Return the material exactly, first line through the line containing "<p>Номер телефона, который", and nothing more. Pictures stay out.

==*==

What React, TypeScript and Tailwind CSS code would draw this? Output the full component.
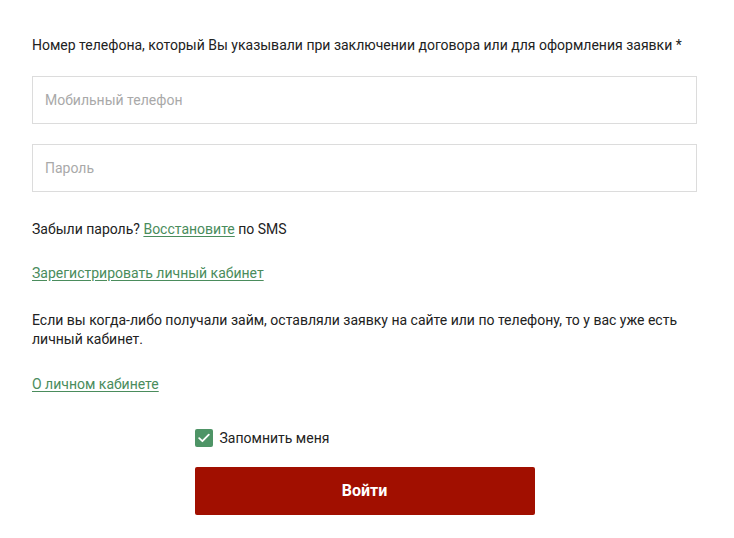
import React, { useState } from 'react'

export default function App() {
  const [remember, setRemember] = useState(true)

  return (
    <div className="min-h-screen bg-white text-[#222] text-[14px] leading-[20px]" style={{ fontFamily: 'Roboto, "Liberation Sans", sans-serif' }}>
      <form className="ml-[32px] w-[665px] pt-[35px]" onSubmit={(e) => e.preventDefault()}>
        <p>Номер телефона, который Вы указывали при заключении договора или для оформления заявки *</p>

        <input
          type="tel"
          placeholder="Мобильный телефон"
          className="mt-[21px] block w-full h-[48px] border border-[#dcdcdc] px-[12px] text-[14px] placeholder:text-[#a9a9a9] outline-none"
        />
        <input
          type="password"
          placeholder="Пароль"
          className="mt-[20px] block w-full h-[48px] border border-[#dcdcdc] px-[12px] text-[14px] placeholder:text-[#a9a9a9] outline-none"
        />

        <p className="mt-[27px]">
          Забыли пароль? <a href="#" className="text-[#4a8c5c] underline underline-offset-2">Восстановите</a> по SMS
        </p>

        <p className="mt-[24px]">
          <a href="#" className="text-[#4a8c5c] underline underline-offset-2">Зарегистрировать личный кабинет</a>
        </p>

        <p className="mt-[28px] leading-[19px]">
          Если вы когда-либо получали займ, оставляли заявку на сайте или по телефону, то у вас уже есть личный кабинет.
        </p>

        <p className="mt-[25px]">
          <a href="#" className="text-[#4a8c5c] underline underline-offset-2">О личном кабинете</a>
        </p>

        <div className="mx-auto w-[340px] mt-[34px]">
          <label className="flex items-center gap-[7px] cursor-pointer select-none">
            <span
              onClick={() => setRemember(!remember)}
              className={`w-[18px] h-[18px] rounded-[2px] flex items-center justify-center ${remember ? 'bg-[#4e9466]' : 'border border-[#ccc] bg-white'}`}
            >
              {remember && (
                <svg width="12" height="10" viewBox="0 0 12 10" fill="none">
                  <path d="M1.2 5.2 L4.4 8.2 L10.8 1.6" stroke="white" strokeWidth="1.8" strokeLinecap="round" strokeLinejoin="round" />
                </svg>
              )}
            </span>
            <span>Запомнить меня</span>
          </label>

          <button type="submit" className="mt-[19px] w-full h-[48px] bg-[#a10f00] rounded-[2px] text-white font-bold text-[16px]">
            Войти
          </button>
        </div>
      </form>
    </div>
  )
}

==*==

:: Result of the exercise ::
What React, TypeScript and Tailwind CSS code would draw this? Output the full component.
import React, { useState } from 'react'

export default function App() {
  const [remember, setRemember] = useState(true)

  return (
    <div className="min-h-screen bg-white text-[#222] text-[14px] leading-[20px]" style={{ fontFamily: 'Roboto, "Liberation Sans", sans-serif' }}>
      <form className="ml-[32px] w-[665px] pt-[35px]" onSubmit={(e) => e.preventDefault()}>
        <p>Номер телефона, который Вы указывали при заключении договора или для оформления заявки *</p>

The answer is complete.